• [Information supplied]:
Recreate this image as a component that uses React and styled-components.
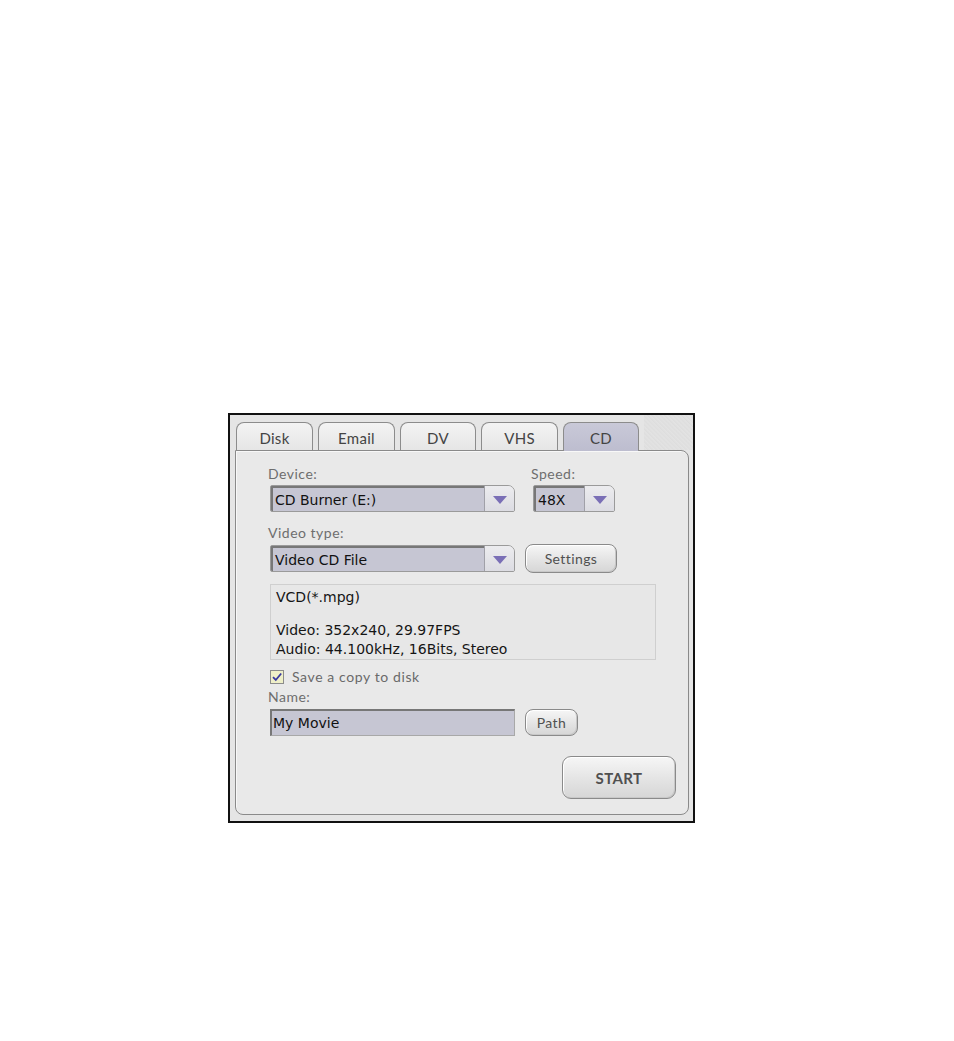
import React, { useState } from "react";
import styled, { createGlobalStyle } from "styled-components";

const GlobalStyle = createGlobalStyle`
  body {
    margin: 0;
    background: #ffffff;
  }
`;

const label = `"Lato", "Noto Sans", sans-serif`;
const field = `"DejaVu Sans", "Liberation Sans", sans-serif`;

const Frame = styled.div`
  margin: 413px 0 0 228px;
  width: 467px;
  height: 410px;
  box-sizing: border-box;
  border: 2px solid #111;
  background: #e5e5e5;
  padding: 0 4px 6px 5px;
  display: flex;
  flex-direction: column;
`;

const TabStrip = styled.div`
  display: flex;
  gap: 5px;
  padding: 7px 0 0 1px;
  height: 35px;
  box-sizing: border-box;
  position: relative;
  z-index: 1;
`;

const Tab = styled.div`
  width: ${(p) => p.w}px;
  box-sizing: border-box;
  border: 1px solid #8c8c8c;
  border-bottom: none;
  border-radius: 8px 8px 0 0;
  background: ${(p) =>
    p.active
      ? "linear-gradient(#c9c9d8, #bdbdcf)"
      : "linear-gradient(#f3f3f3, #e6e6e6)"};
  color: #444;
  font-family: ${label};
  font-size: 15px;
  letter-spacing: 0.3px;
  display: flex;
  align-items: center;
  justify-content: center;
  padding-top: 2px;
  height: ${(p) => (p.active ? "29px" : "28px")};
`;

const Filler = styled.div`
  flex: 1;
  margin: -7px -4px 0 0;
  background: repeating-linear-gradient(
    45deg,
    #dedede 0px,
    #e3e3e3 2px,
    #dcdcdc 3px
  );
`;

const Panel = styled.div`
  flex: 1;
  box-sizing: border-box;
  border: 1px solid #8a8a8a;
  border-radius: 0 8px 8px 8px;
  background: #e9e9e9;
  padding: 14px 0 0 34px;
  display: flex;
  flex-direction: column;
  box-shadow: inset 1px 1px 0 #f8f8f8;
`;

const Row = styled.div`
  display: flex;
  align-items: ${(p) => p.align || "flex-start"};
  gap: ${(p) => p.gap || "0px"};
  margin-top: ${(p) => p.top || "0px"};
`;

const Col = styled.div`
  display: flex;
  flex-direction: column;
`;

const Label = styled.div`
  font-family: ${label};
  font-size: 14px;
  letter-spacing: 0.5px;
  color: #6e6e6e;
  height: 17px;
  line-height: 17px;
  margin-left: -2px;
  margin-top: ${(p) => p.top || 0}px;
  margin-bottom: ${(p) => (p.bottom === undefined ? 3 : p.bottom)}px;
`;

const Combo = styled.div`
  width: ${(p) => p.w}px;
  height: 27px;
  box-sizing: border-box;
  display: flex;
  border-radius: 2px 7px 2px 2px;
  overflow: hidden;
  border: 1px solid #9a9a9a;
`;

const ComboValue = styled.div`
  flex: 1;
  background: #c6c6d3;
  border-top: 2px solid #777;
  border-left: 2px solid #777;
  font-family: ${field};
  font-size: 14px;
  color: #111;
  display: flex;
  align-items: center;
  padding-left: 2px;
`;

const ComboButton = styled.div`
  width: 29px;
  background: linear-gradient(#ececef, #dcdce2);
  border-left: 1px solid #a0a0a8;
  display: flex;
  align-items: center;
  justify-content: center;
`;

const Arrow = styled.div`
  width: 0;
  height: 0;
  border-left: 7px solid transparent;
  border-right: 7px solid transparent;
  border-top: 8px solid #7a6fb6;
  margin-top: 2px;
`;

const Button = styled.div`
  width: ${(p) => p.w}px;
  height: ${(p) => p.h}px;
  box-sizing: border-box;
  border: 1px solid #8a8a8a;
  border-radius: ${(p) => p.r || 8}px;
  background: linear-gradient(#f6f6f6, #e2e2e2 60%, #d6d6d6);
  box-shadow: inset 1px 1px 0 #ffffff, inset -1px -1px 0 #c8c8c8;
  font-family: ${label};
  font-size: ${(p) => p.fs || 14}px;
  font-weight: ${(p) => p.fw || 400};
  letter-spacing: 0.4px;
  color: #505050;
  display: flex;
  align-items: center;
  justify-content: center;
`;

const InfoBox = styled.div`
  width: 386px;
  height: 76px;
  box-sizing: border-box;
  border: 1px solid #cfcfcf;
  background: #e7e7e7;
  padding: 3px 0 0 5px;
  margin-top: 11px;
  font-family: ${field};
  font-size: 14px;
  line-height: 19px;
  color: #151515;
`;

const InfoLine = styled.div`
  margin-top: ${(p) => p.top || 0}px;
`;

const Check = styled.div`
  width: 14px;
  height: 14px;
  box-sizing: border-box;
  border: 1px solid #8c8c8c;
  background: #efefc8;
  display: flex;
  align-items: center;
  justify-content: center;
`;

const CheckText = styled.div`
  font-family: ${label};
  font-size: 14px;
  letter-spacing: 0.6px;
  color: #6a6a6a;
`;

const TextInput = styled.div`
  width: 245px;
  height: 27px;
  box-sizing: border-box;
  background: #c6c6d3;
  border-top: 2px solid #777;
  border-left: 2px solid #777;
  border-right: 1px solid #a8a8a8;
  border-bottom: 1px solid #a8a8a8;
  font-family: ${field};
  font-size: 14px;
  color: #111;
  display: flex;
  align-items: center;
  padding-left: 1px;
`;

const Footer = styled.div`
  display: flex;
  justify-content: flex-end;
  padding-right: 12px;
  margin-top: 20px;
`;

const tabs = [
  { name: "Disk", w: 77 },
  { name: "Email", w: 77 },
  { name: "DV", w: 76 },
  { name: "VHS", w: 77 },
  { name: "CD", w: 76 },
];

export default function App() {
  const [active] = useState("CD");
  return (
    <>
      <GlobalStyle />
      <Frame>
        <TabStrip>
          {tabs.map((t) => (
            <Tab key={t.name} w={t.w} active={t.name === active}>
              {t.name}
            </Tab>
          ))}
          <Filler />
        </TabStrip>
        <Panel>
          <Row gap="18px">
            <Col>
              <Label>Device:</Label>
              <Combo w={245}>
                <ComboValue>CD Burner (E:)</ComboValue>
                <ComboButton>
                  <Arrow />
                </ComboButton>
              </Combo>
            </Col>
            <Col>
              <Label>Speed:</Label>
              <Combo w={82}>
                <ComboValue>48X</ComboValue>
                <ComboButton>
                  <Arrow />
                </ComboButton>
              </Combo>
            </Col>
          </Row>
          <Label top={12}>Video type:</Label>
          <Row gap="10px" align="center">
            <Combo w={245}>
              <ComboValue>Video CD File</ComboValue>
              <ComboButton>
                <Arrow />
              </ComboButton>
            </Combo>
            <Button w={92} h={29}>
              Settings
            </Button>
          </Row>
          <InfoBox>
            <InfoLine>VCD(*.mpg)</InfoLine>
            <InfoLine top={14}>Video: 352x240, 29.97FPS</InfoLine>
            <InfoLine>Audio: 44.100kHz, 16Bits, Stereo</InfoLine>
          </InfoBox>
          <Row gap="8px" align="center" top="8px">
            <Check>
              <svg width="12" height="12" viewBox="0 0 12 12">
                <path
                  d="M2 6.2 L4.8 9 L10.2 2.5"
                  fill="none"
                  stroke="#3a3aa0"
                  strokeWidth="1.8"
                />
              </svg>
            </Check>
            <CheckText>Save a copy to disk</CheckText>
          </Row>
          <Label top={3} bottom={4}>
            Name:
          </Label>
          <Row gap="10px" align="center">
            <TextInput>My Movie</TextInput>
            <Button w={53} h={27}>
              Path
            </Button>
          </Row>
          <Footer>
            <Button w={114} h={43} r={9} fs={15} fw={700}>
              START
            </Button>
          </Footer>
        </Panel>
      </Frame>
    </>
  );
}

• [Problem requirements]:
Transcribe the material as is, with images omitted.

• [Complete output]:
Recreate this image as a component that uses React and styled-components.
import React, { useState } from "react";
import styled, { createGlobalStyle } from "styled-components";

const GlobalStyle = createGlobalStyle`
  body {
    margin: 0;
    background: #ffffff;
  }
`;

const label = `"Lato", "Noto Sans", sans-serif`;
const field = `"DejaVu Sans", "Liberation Sans", sans-serif`;

const Frame = styled.div`
  margin: 413px 0 0 228px;
  width: 467px;
  height: 410px;
  box-sizing: border-box;
  border: 2px solid #111;
  background: #e5e5e5;
  padding: 0 4px 6px 5px;
  display: flex;
  flex-direction: column;
`;

const TabStrip = styled.div`
  display: flex;
  gap: 5px;
  padding: 7px 0 0 1px;
  height: 35px;
  box-sizing: border-box;
  position: relative;
  z-index: 1;
`;

const Tab = styled.div`
  width: ${(p) => p.w}px;
  box-sizing: border-box;
  border: 1px solid #8c8c8c;
  border-bottom: none;
  border-radius: 8px 8px 0 0;
  background: ${(p) =>
    p.active
      ? "linear-gradient(#c9c9d8, #bdbdcf)"
      : "linear-gradient(#f3f3f3, #e6e6e6)"};
  color: #444;
  font-family: ${label};
  font-size: 15px;
  letter-spacing: 0.3px;
  display: flex;
  align-items: center;
  justify-content: center;
  padding-top: 2px;
  height: ${(p) => (p.active ? "29px" : "28px")};
`;

const Filler = styled.div`
  flex: 1;
  margin: -7px -4px 0 0;
  background: repeating-linear-gradient(
    45deg,
    #dedede 0px,
    #e3e3e3 2px,
    #dcdcdc 3px
  );
`;

const Panel = styled.div`
  flex: 1;
  box-sizing: border-box;
  border: 1px solid #8a8a8a;
  border-radius: 0 8px 8px 8px;
  background: #e9e9e9;
  padding: 14px 0 0 34px;
  display: flex;
  flex-direction: column;
  box-shadow: inset 1px 1px 0 #f8f8f8;
`;

const Row = styled.div`
  display: flex;
  align-items: ${(p) => p.align || "flex-start"};
  gap: ${(p) => p.gap || "0px"};
  margin-top: ${(p) => p.top || "0px"};
`;

const Col = styled.div`
  display: flex;
  flex-direction: column;
`;

const Label = styled.div`
  font-family: ${label};
  font-size: 14px;
  letter-spacing: 0.5px;
  color: #6e6e6e;
  height: 17px;
  line-height: 17px;
  margin-left: -2px;
  margin-top: ${(p) => p.top || 0}px;
  margin-bottom: ${(p) => (p.bottom === undefined ? 3 : p.bottom)}px;
`;

const Combo = styled.div`
  width: ${(p) => p.w}px;
  height: 27px;
  box-sizing: border-box;
  display: flex;
  border-radius: 2px 7px 2px 2px;
  overflow: hidden;
  border: 1px solid #9a9a9a;
`;

const ComboValue = styled.div`
  flex: 1;
  background: #c6c6d3;
  border-top: 2px solid #777;
  border-left: 2px solid #777;
  font-family: ${field};
  font-size: 14px;
  color: #111;
  display: flex;
  align-items: center;
  padding-left: 2px;
`;

const ComboButton = styled.div`
  width: 29px;
  background: linear-gradient(#ececef, #dcdce2);
  border-left: 1px solid #a0a0a8;
  display: flex;
  align-items: center;
  justify-content: center;
`;

const Arrow = styled.div`
  width: 0;
  height: 0;
  border-left: 7px solid transparent;
  border-right: 7px solid transparent;
  border-top: 8px solid #7a6fb6;
  margin-top: 2px;
`;

const Button = styled.div`
  width: ${(p) => p.w}px;
  height: ${(p) => p.h}px;
  box-sizing: border-box;
  border: 1px solid #8a8a8a;
  border-radius: ${(p) => p.r || 8}px;
  background: linear-gradient(#f6f6f6, #e2e2e2 60%, #d6d6d6);
  box-shadow: inset 1px 1px 0 #ffffff, inset -1px -1px 0 #c8c8c8;
  font-family: ${label};
  font-size: ${(p) => p.fs || 14}px;
  font-weight: ${(p) => p.fw || 400};
  letter-spacing: 0.4px;
  color: #505050;
  display: flex;
  align-items: center;
  justify-content: center;
`;

const InfoBox = styled.div`
  width: 386px;
  height: 76px;
  box-sizing: border-box;
  border: 1px solid #cfcfcf;
  background: #e7e7e7;
  padding: 3px 0 0 5px;
  margin-top: 11px;
  font-family: ${field};
  font-size: 14px;
  line-height: 19px;
  color: #151515;
`;

const InfoLine = styled.div`
  margin-top: ${(p) => p.top || 0}px;
`;

const Check = styled.div`
  width: 14px;
  height: 14px;
  box-sizing: border-box;
  border: 1px solid #8c8c8c;
  background: #efefc8;
  display: flex;
  align-items: center;
  justify-content: center;
`;

const CheckText = styled.div`
  font-family: ${label};
  font-size: 14px;
  letter-spacing: 0.6px;
  color: #6a6a6a;
`;

const TextInput = styled.div`
  width: 245px;
  height: 27px;
  box-sizing: border-box;
  background: #c6c6d3;
  border-top: 2px solid #777;
  border-left: 2px solid #777;
  border-right: 1px solid #a8a8a8;
  border-bottom: 1px solid #a8a8a8;
  font-family: ${field};
  font-size: 14px;
  color: #111;
  display: flex;
  align-items: center;
  padding-left: 1px;
`;

const Footer = styled.div`
  display: flex;
  justify-content: flex-end;
  padding-right: 12px;
  margin-top: 20px;
`;

const tabs = [
  { name: "Disk", w: 77 },
  { name: "Email", w: 77 },
  { name: "DV", w: 76 },
  { name: "VHS", w: 77 },
  { name: "CD", w: 76 },
];

export default function App() {
  const [active] = useState("CD");
  return (
    <>
      <GlobalStyle />
      <Frame>
        <TabStrip>
          {tabs.map((t) => (
            <Tab key={t.name} w={t.w} active={t.name === active}>
              {t.name}
            </Tab>
          ))}
          <Filler />
        </TabStrip>
        <Panel>
          <Row gap="18px">
            <Col>
              <Label>Device:</Label>
              <Combo w={245}>
                <ComboValue>CD Burner (E:)</ComboValue>
                <ComboButton>
                  <Arrow />
                </ComboButton>
              </Combo>
            </Col>
            <Col>
              <Label>Speed:</Label>
              <Combo w={82}>
                <ComboValue>48X</ComboValue>
                <ComboButton>
                  <Arrow />
                </ComboButton>
              </Combo>
            </Col>
          </Row>
          <Label top={12}>Video type:</Label>
          <Row gap="10px" align="center">
            <Combo w={245}>
              <ComboValue>Video CD File</ComboValue>
              <ComboButton>
                <Arrow />
              </ComboButton>
            </Combo>
            <Button w={92} h={29}>
              Settings
            </Button>
          </Row>
          <InfoBox>
            <InfoLine>VCD(*.mpg)</InfoLine>
            <InfoLine top={14}>Video: 352x240, 29.97FPS</InfoLine>
            <InfoLine>Audio: 44.100kHz, 16Bits, Stereo</InfoLine>
          </InfoBox>
          <Row gap="8px" align="center" top="8px">
            <Check>
              <svg width="12" height="12" viewBox="0 0 12 12">
                <path
                  d="M2 6.2 L4.8 9 L10.2 2.5"
                  fill="none"
                  stroke="#3a3aa0"
                  strokeWidth="1.8"
                />
              </svg>
            </Check>
            <CheckText>Save a copy to disk</CheckText>
          </Row>
          <Label top={3} bottom={4}>
            Name:
          </Label>
          <Row gap="10px" align="center">
            <TextInput>My Movie</TextInput>
            <Button w={53} h={27}>
              Path
            </Button>
          </Row>
          <Footer>
            <Button w={114} h={43} r={9} fs={15} fw={700}>
              START
            </Button>
          </Footer>
        </Panel>
      </Frame>
    </>
  );
}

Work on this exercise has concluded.